In this example, we will load a SSD model and use it to detect objects.

### 1. Setup

* First, Load necessary libs and set up caffe and caffe_root

In [1]:
import numpy as np
import matplotlib.pyplot as plt
%matplotlib inline

plt.rcParams['figure.figsize'] = (10, 10)
plt.rcParams['image.interpolation'] = 'nearest'
plt.rcParams['image.cmap'] = 'gray'


# Make sure that caffe is on the python path:
caffe_root = '../'  # this file is expected to be in {caffe_root}/examples
import os
os.chdir(caffe_root)
import sys
sys.path.insert(0, 'python')

import caffe
caffe.set_device(0)
caffe.set_mode_gpu()

* Load LabelMap.

In [2]:
from google.protobuf import text_format
from caffe.proto import caffe_pb2
import os

# load PASCAL VOC labels
labelmap_file = '/test/model/labelmap_car5.prototxt'
file = open(labelmap_file, 'r')
labelmap = caffe_pb2.LabelMap()
text_format.Merge(str(file.read()), labelmap)

print(os.getcwd())
print(os.listdir(os.getcwd()))
print(labelmap)

def get_labelname(labelmap, labels):
    num_labels = len(labelmap.item)
    labelnames = []
    if type(labels) is not list:
        labels = [labels]
    for label in labels:
        found = False
        for i in xrange(0, num_labels):
            if label == labelmap.item[i].label:
                found = True
                labelnames.append(labelmap.item[i].display_name)
                break
        assert found == True
    return labelnames

/
['srv', 'dev', 'root', 'proc', 'boot', 'mnt', 'var', 'lib', 'tmp', 'opt', 'usr', 'run', 'sys', 'bin', 'sbin', 'lib64', 'etc', 'home', 'media', 'test', 'caffe', '.dockerenv', 'cmake-3.14.3-Linux-x86_64', 'cmake-3.14.3-Linux-x86_64.tar.gz']
item {
  name: "none_of_the_above"
  label: 0
  display_name: "background"
}
item {
  name: "articulated_truck"
  label: 1
  display_name: "articulated_truck"
}
item {
  name: "bicycle"
  label: 2
  display_name: "bicycle"
}
item {
  name: "bus"
  label: 3
  display_name: "bus"
}
item {
  name: "car"
  label: 4
  display_name: "car"
}
item {
  name: "motorcycle"
  label: 5
  display_name: "motorcycle"
}
item {
  name: "motorized_vehicle"
  label: 6
  display_name: "motorized_vehicle"
}
item {
  name: "non-motorized_vehicle"
  label: 7
  display_name: "non-motorized_vehicle"
}
item {
  name: "pedestrian"
  label: 8
  display_name: "pedestrian"
}
item {
  name: "pickup_truck"
  label: 9
  display_name: "pickup_truck"
}
item {
  name: "single_unit_truc

* Load the net in the test phase for inference, and configure input preprocessing.

In [3]:
model_def = '/test/model/deploy.prototxt'
model_weights = '/test/model/VGG_car5_20190924T065602_SSD_512x512_iter_90000.caffemodel'

net = caffe.Net(model_def,      # defines the structure of the model
                model_weights,  # contains the trained weights
                caffe.TEST)     # use test mode (e.g., don't perform dropout)

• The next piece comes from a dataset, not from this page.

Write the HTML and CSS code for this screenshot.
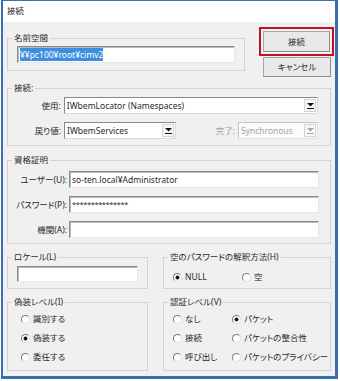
FILE: index.html
```html
<!DOCTYPE html>
<html lang="ja">
<head>
<meta charset="utf-8">
<title>接続</title>
<link rel="stylesheet" href="styles.css">
</head>
<body>
<div class="window">
  <div class="titlebar">接続</div>
  <div class="client">
    <div class="row-top">
      <fieldset class="group ns">
        <legend>名前空間</legend>
        <div class="inner ns-inner">
          <div class="field"><span class="selected">¥¥pc100¥root¥cimv2</span></div>
        </div>
      </fieldset>
      <div class="buttons">
        <div class="focus-ring"><div class="btn btn-ok">接続</div></div>
        <div class="btn btn-cancel">キャンセル</div>
      </div>
    </div>

    <fieldset class="group conn">
      <legend>接続:</legend>
      <div class="inner conn-inner">
        <div class="line">
          <span class="lbl lbl-conn">使用:</span>
          <div class="combo combo-wide"><span class="ctext">IWbemLocator (Namespaces)</span><span class="arrow"><svg width="7" height="6" viewBox="0 0 7 6"><path d="M0 0H7L3.5 3.6Z"/><rect y="5" width="7" height="1"/></svg></span></div>
        </div>
        <div class="line">
          <span class="lbl lbl-conn">戻り値:</span>
          <div class="combo combo-small"><span class="ctext">IWbemServices</span><span class="arrow"><svg width="7" height="6" viewBox="0 0 7 6"><path d="M0 0H7L3.5 3.6Z"/><rect y="5" width="7" height="1"/></svg></span></div>
          <span class="lbl lbl-done disabled">完了:</span>
          <div class="combo combo-done disabled"><span class="ctext">Synchronous</span><span class="arrow"><svg width="7" height="6" viewBox="0 0 7 6"><path d="M0 0H7L3.5 3.6Z"/><rect y="5" width="7" height="1"/></svg></span></div>
        </div>
      </div>
    </fieldset>

    <fieldset class="group cred">
      <legend>資格証明</legend>
      <div class="inner cred-inner">
        <div class="line">
          <span class="lbl lbl-cred">ユーザー(U):</span>
          <div class="field field-cred">so-ten.local¥Administrator</div>
        </div>
        <div class="line">
          <span class="lbl lbl-cred">パスワード(P):</span>
          <div class="field field-cred pw">***************</div>
        </div>
        <div class="line">
          <span class="lbl lbl-cred">機関(A):</span>
          <div class="field field-cred"></div>
        </div>
      </div>
    </fieldset>

    <div class="row-pair">
      <fieldset class="group left">
        <legend>ロケール(L)</legend>
        <div class="inner locale-inner">
          <div class="field"></div>
        </div>
      </fieldset>
      <fieldset class="group right">
        <legend>空のパスワードの解釈方法(H)</legend>
        <div class="inner radios-h">
          <label class="opt opt-null"><span class="radio on"></span>NULL</label>
          <label class="opt"><span class="radio"></span>空</label>
        </div>
      </fieldset>
    </div>

    <div class="row-pair row-last">
      <fieldset class="group left">
        <legend>偽装レベル(I)</legend>
        <div class="inner radios-v imp">
          <label class="opt"><span class="radio"></span>識別する</label>
          <label class="opt"><span class="radio on"></span>偽装する</label>
          <label class="opt"><span class="radio"></span>委任する</label>
        </div>
      </fieldset>
      <fieldset class="group right">
        <legend>認証レベル(V)</legend>
        <div class="inner auth">
          <label class="opt"><span class="radio"></span>なし</label>
          <label class="opt"><span class="radio on"></span>パケット</label>
          <label class="opt"><span class="radio"></span>接続</label>
          <label class="opt"><span class="radio"></span>パケットの整合性</label>
          <label class="opt"><span class="radio"></span>呼び出し</label>
          <label class="opt"><span class="radio"></span>パケットのプライバシー</label>
        </div>
      </fieldset>
    </div>
  </div>
</div>
</body>
</html>
```

FILE: styles.css
```css
* { box-sizing: border-box; }

html, body {
  margin: 0;
  padding: 0;
  background: #ffffff;
}

body {
  width: 340px;
  height: 381px;
  font-family: "Noto Sans", "Noto Sans CJK JP", sans-serif;
  font-size: 8.5px;
  line-height: 12px;
  font-feature-settings: "palt";
  color: #2a2a2a;
  overflow: hidden;
}

.window {
  margin-left: 1px;
  width: 337px;
  height: 379px;
  border: 2px solid #3d6db1;
  border-top-width: 1px;
  border-right-width: 3px;
  border-bottom-width: 3px;
  display: flex;
  flex-direction: column;
}

.titlebar {
  height: 21px;
  line-height: 20px;
  background: #ffffff;
  padding-left: 4px;
}

.client {
  flex: 1;
  background: #f0f0f0;
  padding: 5px 1px 0 4px;
  display: flex;
  flex-direction: column;
}

/* group boxes */
.group {
  margin: 0;
  padding: 0;
  min-width: 0;
  border: 1px solid #d3d3d3;
}

.group legend {
  padding: 0 2px;
  margin-left: 4px;
  line-height: 12px;
  height: 12px;
}

.row-top {
  display: flex;
  justify-content: space-between;
  align-items: flex-start;
}

.ns {
  width: 238px;
  margin-top: 5px;
}

.ns-inner {
  padding: 2px 9px 7px 9px;
}

/* inputs */
.field {
  height: 17px;
  background: #ffffff;
  border: 1px solid;
  border-color: #8a8a8a #e6e6e6 #e6e6e6 #8a8a8a;
  box-shadow: inset 1px 1px 0 #b9b9b9;
  padding: 0 2px;
  line-height: 15px;
  white-space: nowrap;
  overflow: hidden;
}

.selected {
  background: #3b8ee0;
  color: #ffffff;
  display: inline-block;
  line-height: 13px;
  margin-top: 1px;
}

/* buttons */
.buttons {
  width: 75px;
  display: flex;
  flex-direction: column;
}

.focus-ring {
  border: 2px solid #c3121e;
  padding: 2px;
  height: 29px;
}

.btn {
  height: 21px;
  border: 1px solid #a6a6a6;
  border-right-color: #8c8c8c;
  border-bottom-color: #8c8c8c;
  background: #e9e9e9;
  text-align: center;
  line-height: 19px;
}

.btn-cancel {
  width: 68px;
  height: 20px;
  margin: 1px 0 0 4px;
  line-height: 18px;
}

/* connection group */
.conn {
  margin: 5px 3px 0 0;
}

.conn-inner {
  padding: 3px 12px 6px 1px;
  display: flex;
  flex-direction: column;
  gap: 8px;
}

.line {
  display: flex;
  align-items: center;
}

.lbl {
  text-align: right;
  white-space: nowrap;
}

.lbl-conn {
  width: 52px;
  margin-right: 3px;
}

.disabled {
  color: #a2a2a2;
}

.combo {
  height: 17px;
  background: #ffffff;
  border: 1px solid;
  border-color: #8a8a8a #d9d9d9 #d9d9d9 #8a8a8a;
  display: flex;
  align-items: stretch;
}

.combo .ctext {
  flex: 1;
  padding-left: 2px;
  line-height: 15px;
  white-space: nowrap;
  overflow: hidden;
}

.combo .arrow {
  width: 12px;
  margin: 1px;
  border: 1px solid #d4d4d4;
  background: #f7f7f7;
  display: flex;
  align-items: center;
  justify-content: center;
}

.combo .arrow svg { fill: #111111; }

.combo-wide { width: 255px; }
.combo-small { width: 112px; }

.lbl-done {
  margin-left: auto;
  margin-right: 3px;
}

.combo-done {
  width: 80px;
  border-color: #c4c4c4 #e2e2e2 #e2e2e2 #c4c4c4;
  background: #fbfbfb;
}

.combo-done .arrow svg { fill: #a8a8a8; }

/* credentials */
.cred {
  margin: 8px 3px 0 0;
}

.cred-inner {
  padding: 5px 11px 5px 1px;
  display: flex;
  flex-direction: column;
  gap: 8px;
}

.lbl-cred {
  width: 58px;
  margin-right: 2px;
}

.field-cred {
  flex: 1;
}

.pw {
  font-size: 7.5px;
  letter-spacing: -0.4px;
}

/* paired rows */
.row-pair {
  display: flex;
  gap: 15px;
  margin: 7px 3px 0 0;
}

.row-pair .left { width: 141px; }
.row-pair .right { flex: 1; min-width: 0; }

.locale-inner {
  padding: 3px 9px 6px 9px;
}

.locale-inner .field { height: 16px; }

.opt {
  display: flex;
  align-items: center;
  white-space: nowrap;
  height: 12px;
}

.radio {
  width: 9px;
  height: 9px;
  border-radius: 50%;
  border: 1px solid;
  border-color: #7c7c7c #dedede #dedede #7c7c7c;
  background: #ffffff;
  margin-right: 3px;
  flex: none;
}

.radio.on {
  background: radial-gradient(circle, #111111 0 1.7px, #ffffff 2.3px);
}

.radios-h {
  display: flex;
  padding: 8px 9px 0 9px;
}

.opt-null { width: 69px; }

.radios-v {
  display: flex;
  flex-direction: column;
  gap: 7px;
  padding: 5px 9px 7px 13px;
}

.auth {
  display: grid;
  grid-template-columns: 59px auto;
  row-gap: 7px;
  padding: 5px 9px 7px 9px;
}
```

# input preprocessing: 'data' is the name of the input blob == net.inputs[0]
transformer = caffe.io.Transformer({'data': net.blobs['data'].data.shape})
transformer.set_transpose('data', (2, 0, 1))
transformer.set_mean('data', np.array([104,117,123])) # mean pixel
transformer.set_raw_scale('data', 255)  # the reference model operates on images in [0,255] range instead of [0,1]
transformer.set_channel_swap('data', (2,1,0))  # the reference model has channels in BGR order instead of RGB

### 2. SSD detection

* Set labels.

In [31]:
avaliable_label_indexes = [1,3,4,6,7,9,10,11]

line1 = '시간'

for i in avaliable_label_indexes:
    line1 += ',{}'.format(labelmap.item[i].display_name)
line1 += '\n'

print(line1)

시간,articulated_truck,bus,car,motorized_vehicle,non-motorized_vehicle,pickup_truck,single_unit_truck,work_van



* Load an Video.

In [108]:
!pip install opencv-python

import cv2

# set net to batch size of 1
image_resize = 512
net.blobs['data'].reshape(8,3,image_resize,image_resize)

colors = plt.cm.hsv(np.linspace(0, 1, 21)).tolist()


video_path = '/test/남사육교_201911061200_1800_2_t000500.avi'
output_video_path = '/test/남사육교_201911061200_1800_2_t000500_out.avi'
output_log_path = '/test/남사육교_201911061200_1800_2_t000500_out.csv'

cap = cv2.VideoCapture(video_path)

w = cap.get(cv2.CAP_PROP_FRAME_WIDTH)
h = cap.get(cv2.CAP_PROP_FRAME_HEIGHT)
total_frames = cap.get(cv2.CAP_PROP_FRAME_COUNT)
fps = cap.get(cv2.CAP_PROP_FPS)
interval = fps / 10

print(w, h, total_frames, fps, interval)


fourcc = cv2.VideoWriter_fourcc(*'XVID')
writer = cv2.VideoWriter(output_video_path, fourcc, 30.0, (int(w), int(h)))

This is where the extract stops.